Overview:

This comes hardly a year after the Central Bank increased the minimum paid-up capital requirements for commercial banks to Shs120b and credit institutions to Shs20b.

Bank of Uganda (BoU) has announced that come 2024, it will increase the minimum paid-up capital requirements for commercial banks to Shs150 billion and for credit institutions to Shs25 billion.

This comes hardly a year after the Central Bank increased the minimum paid-up capital requirements for commercial banks to Shs120b and credit institutions to Shs20b.

But BoU argues that to enhance the financial system’s resilience to shocks and promote financial stability, the capital requirements have to be revised again.

“Under the Financial Institutions Act, 2004 (as amended), commercial banks were required to maintain a minimum paid-up capital of UGX 120 billion, and credit institutions of UGX 20 billion by 31 December 2022. These capital thresholds will be further raised to UGX 150 billion for commercial banks and UGX 25 billion for credit institutions by 30 June 2024,” the central bank said in a statement issued on Thursday, 06 July 2023.
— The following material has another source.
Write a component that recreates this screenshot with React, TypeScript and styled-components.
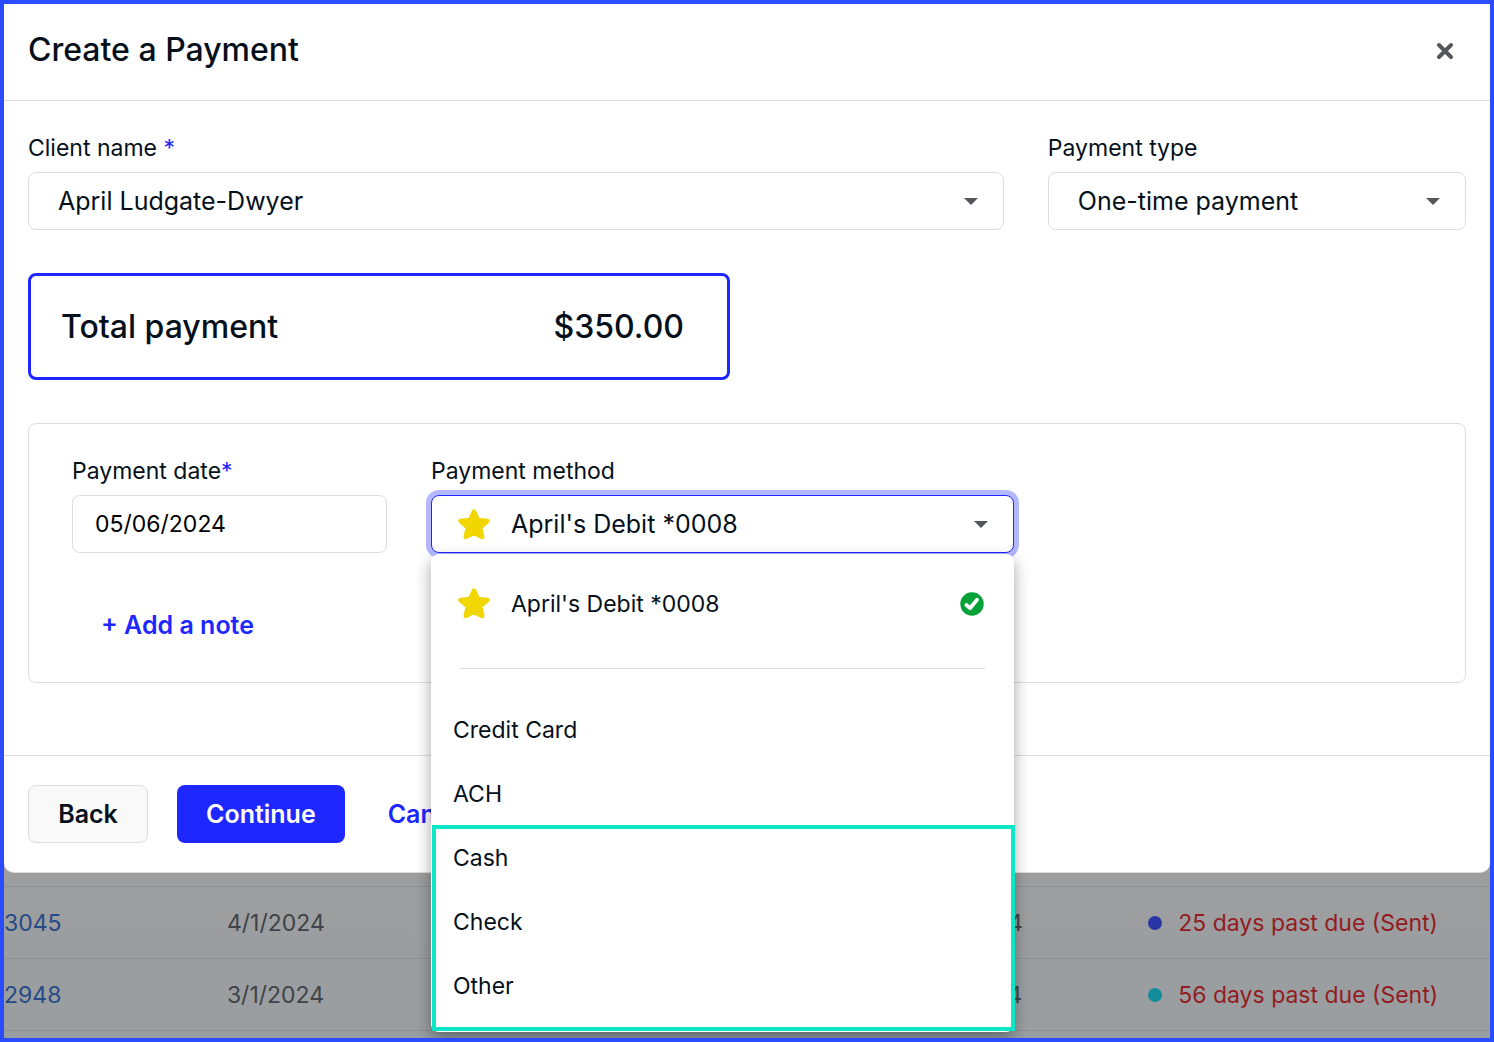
import React, { useState } from "react";
import styled, { createGlobalStyle, css } from "styled-components";

const GlobalStyle = createGlobalStyle`
  *, *::before, *::after { box-sizing: border-box; }
  body { margin: 0; }
  body, button, input, select {
    font-family: Inter, "Liberation Sans", sans-serif;
    color: #05101a;
  }
`;

const line = "#dcddde";
const blue = "#1f27ff";

const Frame = styled.div`
  height: 100vh;
  min-height: 920px;
  overflow: hidden;
  border: 4px solid #2b4bff;
  background: linear-gradient(#9e9e9f 870px, #9a9ea1 960px);
`;

const Modal = styled.section`
  position: relative;
  z-index: 1;
  background: #fff;
  border-bottom: 1px solid ${line};
  border-radius: 0 0 10px 10px;
`;

const Header = styled.header`
  display: flex;
  align-items: center;
  justify-content: space-between;
  height: 97px;
  padding: 0 24px 2px;
  border-bottom: 1px solid ${line};
`;

const Title = styled.h1`
  margin: 0;
  padding-bottom: 2px;
  font-size: 32px;
  line-height: 40px;
  font-weight: 500;
`;

const CloseButton = styled.button`
  display: flex;
  padding: 12px;
  border: 0;
  background: none;
  cursor: pointer;
`;

const Body = styled.form`
  display: flex;
  flex-direction: column;
  gap: 43px;
  padding: 31px 24px 72px;
`;

const FieldRow = styled.div<{ $columns: string }>`
  display: grid;
  grid-template-columns: ${(p) => p.$columns};
  column-gap: 44px;
`;

const Field = styled.div`
  display: flex;
  flex-direction: column;
  gap: 8px;
  min-width: 0;
`;

const labelText = css`
  font-size: 23px;
  line-height: 32px;
`;

const Label = styled.label`
  ${labelText}
`;

const Required = styled.span`
  color: ${blue};
`;

const ControlWrap = styled.div`
  position: relative;
`;

const control = css`
  width: 100%;
  height: 58px;
  border: 1px solid ${line};
  border-radius: 8px;
  background: #fff;
  outline: none;
`;

const Select = styled.select`
  ${control}
  appearance: none;
  display: block;
  padding: 0 56px 0 29px;
  font-size: 25px;
`;

const DateInput = styled.input`
  ${control}
  padding: 0 22px;
  font-size: 23px;
  color: #000;
`;

const Caret = styled.span`
  position: absolute;
  top: 26px;
  right: 26px;
  border: solid transparent;
  border-width: 7px 7px 0;
  border-top-color: #54565b;
  pointer-events: none;
`;

const Total = styled.div`
  display: flex;
  align-items: center;
  justify-content: space-between;
  width: 702px;
  max-width: 100%;
  height: 107px;
  padding: 0 43px 0 30px;
  border: 3px solid ${blue};
  border-radius: 8px;
  font-size: 32px;
  line-height: 40px;
  font-weight: 500;
`;

const Card = styled.div`
  display: flex;
  flex-direction: column;
  align-items: stretch;
  gap: 43px;
  padding: 31px 43px 28px;
  border: 1px solid ${line};
  border-radius: 8px;
`;

const MethodButton = styled.button`
  ${control}
  display: flex;
  align-items: center;
  gap: 21px;
  padding: 0 26px;
  border-color: ${blue};
  box-shadow: 0 0 0 5px #b4b8ff;
  font-size: 25px;
  cursor: pointer;

  & > svg {
    margin-top: 2px;
  }
`;

const Menu = styled.div`
  position: absolute;
  top: 59px;
  left: 0;
  right: 0;
  z-index: 2;
  padding: 18px 0 14px;
  border-radius: 8px;
  background: #fff;
  box-shadow: 0 6px 16px rgba(0, 0, 0, 0.36);
`;

const Option = styled.div<{ $saved?: boolean }>`
  display: flex;
  align-items: center;
  gap: 21px;
  height: 64px;
  padding: ${(p) => (p.$saved ? "0 30px 0 27px" : "0 22px")};
  ${labelText}
  cursor: pointer;

  & > svg:last-child:not(:first-child) {
    margin-left: auto;
  }
`;

const Divider = styled.hr`
  height: 1px;
  margin: 32px 29px 29px;
  border: 0;
  background: ${line};
`;

const Highlighted = styled.div`
  position: relative;

  &::after {
    content: "";
    position: absolute;
    inset: -1px -1px -13px 1px;
    border: 4px solid #0ee6c8;
    pointer-events: none;
  }
`;

const Actions = styled.div`
  display: flex;
`;

const Button = styled.button<{ $kind: "plain" | "primary" | "link"; $tight?: boolean }>`
  height: 58px;
  min-width: 120px;
  padding: 0 ${(p) => (p.$tight ? 13 : 28)}px;
  border: 1px solid transparent;
  border-radius: 8px;
  font-size: 25px;
  font-weight: 600;
  text-align: ${(p) => (p.$kind === "link" ? "left" : "center")};
  white-space: nowrap;
  cursor: pointer;
  ${(p) =>
    p.$kind === "primary"
      ? css`background: ${blue}; color: #fff;`
      : p.$kind === "link"
      ? css`background: none; color: ${blue};`
      : css`background: #f9f9fa; border-color: ${line};`}
`;

const Footer = styled.footer`
  display: flex;
  gap: 29px;
  padding: 29px 24px;
  border-top: 1px solid ${line};
`;

const Invoices = styled.table`
  width: 100%;
  margin-top: 13px;
  table-layout: fixed;
  border-collapse: separate;
  border-spacing: 0;
  border-top: 1px solid #8c9093;
  ${labelText}
`;

const Cell = styled.td`
  height: 72px;
  padding: 0;
  border-bottom: 1px solid #8c9093;
  color: #404348;
  white-space: nowrap;
`;

const InvoiceLink = styled.a`
  color: #264a86;
  text-decoration: none;
`;

const Status = styled.span<{ $dot: string }>`
  display: flex;
  align-items: center;
  gap: 16px;
  color: #921c1f;

  &::before {
    content: "";
    width: 14px;
    height: 14px;
    border-radius: 50%;
    background: ${(p) => p.$dot};
  }
`;

const Star = () => (
  <svg width="32" height="32" viewBox="0 0 32 32" aria-hidden="true">
    <path
      d="M16 2.6 L19.8 11 L29.4 12 L22.2 18.4 L24.2 28 L16 23.8 L7.8 28 L9.8 18.4 L2.6 12 L12.2 11 Z"
      fill="#f2d600"
      stroke="#f2d600"
      strokeWidth="4.6"
      strokeLinejoin="round"
    />
  </svg>
);

const Check = () => (
  <svg width="24" height="24" viewBox="0 0 24 24" aria-hidden="true">
    <circle cx="12" cy="12" r="11.7" fill="#04a038" />
    <path d="M6.4 13 L10 16.2 L17 7.8" fill="none" stroke="#fff" strokeWidth="3.8" strokeLinecap="round" strokeLinejoin="round" />
  </svg>
);

const Cross = () => (
  <svg width="18" height="18" viewBox="0 0 18 18" aria-hidden="true">
    <path d="M3 3 L15 15 M15 3 L3 15" stroke="#54565b" strokeWidth="4" strokeLinecap="round" />
  </svg>
);

const invoices = [
  { id: "3045", date: "4/1/2024", due: "4/10/2024", dot: "#2a35a6", status: "25 days past due (Sent)" },
  { id: "2948", date: "3/1/2024", due: "3/10/2024", dot: "#118c98", status: "56 days past due (Sent)" },
];

export default function App() {
  const [open, setOpen] = useState(true);
  const [date, setDate] = useState("05/06/2024");

  return (
    <Frame>
      <GlobalStyle />
      <Modal role="dialog" aria-labelledby="title">
        <Header>
          <Title id="title">Create a Payment</Title>
          <CloseButton aria-label="Close">
            <Cross />
          </CloseButton>
        </Header>
        <Body>
          <FieldRow $columns="7fr 3fr">
            <Field>
              <Label htmlFor="client">
                Client name <Required>*</Required>
              </Label>
              <ControlWrap>
                <Select id="client">
                  <option>April Ludgate-Dwyer</option>
                </Select>
                <Caret />
              </ControlWrap>
            </Field>
            <Field>
              <Label htmlFor="type">Payment type</Label>
              <ControlWrap>
                <Select id="type">
                  <option>One-time payment</option>
                </Select>
                <Caret />
              </ControlWrap>
            </Field>
          </FieldRow>
          <Total>
            <span>Total payment</span>
            <span>$350.00</span>
          </Total>
          <Card>
            <FieldRow $columns="minmax(0, 315px) minmax(0, 583px)">
              <Field>
                <Label htmlFor="date">
                  Payment date<Required>*</Required>
                </Label>
                <DateInput id="date" value={date} onChange={(e) => setDate(e.target.value)} />
              </Field>
              <Field>
                <Label htmlFor="method">Payment method</Label>
                <ControlWrap>
                  <MethodButton
                    id="method"
                    type="button"
                    aria-haspopup="listbox"
                    aria-expanded={open}
                    onClick={() => setOpen(!open)}
                  >
                    <Star />
                    April's Debit *0008
                  </MethodButton>
                  <Caret />
                  {open && (
                    <Menu role="listbox" aria-label="Payment method">
                      <Option role="option" aria-selected="true" $saved>
                        <Star />
                        <span>April's Debit *0008</span>
                        <Check />
                      </Option>
                      <Divider />
                      <Option role="option">Credit Card</Option>
                      <Option role="option">ACH</Option>
                      <Highlighted>
                        <Option role="option">Cash</Option>
                        <Option role="option">Check</Option>
                        <Option role="option">Other</Option>
                      </Highlighted>
                    </Menu>
                  )}
                </ControlWrap>
              </Field>
            </FieldRow>
            <Actions>
              <Button type="button" $kind="link">+ Add a note</Button>
            </Actions>
          </Card>
        </Body>
        <Footer>
          <Button type="button" $kind="plain">Back</Button>
          <Button type="button" $kind="primary">Continue</Button>
          <Button type="button" $kind="link" $tight>Cancel</Button>
        </Footer>
      </Modal>
      <Invoices>
        <colgroup>
          <col style={{ width: "15%" }} />
          <col style={{ width: "46%" }} />
          <col />
          <col style={{ width: "23%" }} />
        </colgroup>
        <tbody>
          {invoices.map((row) => (
            <tr key={row.id}>
              <Cell>
                <InvoiceLink href="#">{row.id}</InvoiceLink>
              </Cell>
              <Cell>{row.date}</Cell>
              <Cell>{row.due}</Cell>
              <Cell>
                <Status $dot={row.dot}>{row.status}</Status>
              </Cell>
            </tr>
          ))}
        </tbody>
      </Invoices>
    </Frame>
  );
}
“The higher minimum paid-up capital requirements are intended to enhance the financial system’s resilience to shocks, promote financial stability, and advance the capacity of the financial institution to meet the growing needs of a dynamic economy,” it added.

As the supervisor of financial institutions, the Bank of Uganda (BoU), said the implementation of the revised minimum paid-up capital requirements by commercial banks and credit institutions has been largely successful and remains on course.

As of 30 June 2023, BoU said majority of the supervised financial institutions including those deemed large and critical to the smooth functioning of the financial system, complied with the revised capital requirements.

“The remaining financial institutions had put in place credible capital restoration plans whose implementation was significantly advanced, and on course to achieve complete compliance with the revised capital requirement within agreed timelines,” BoU said.

“The BoU is confident that attainment and maintenance of the revised minimum capital by financial institutions, will promote a strong, stable, and sustainable financial sector,” it added.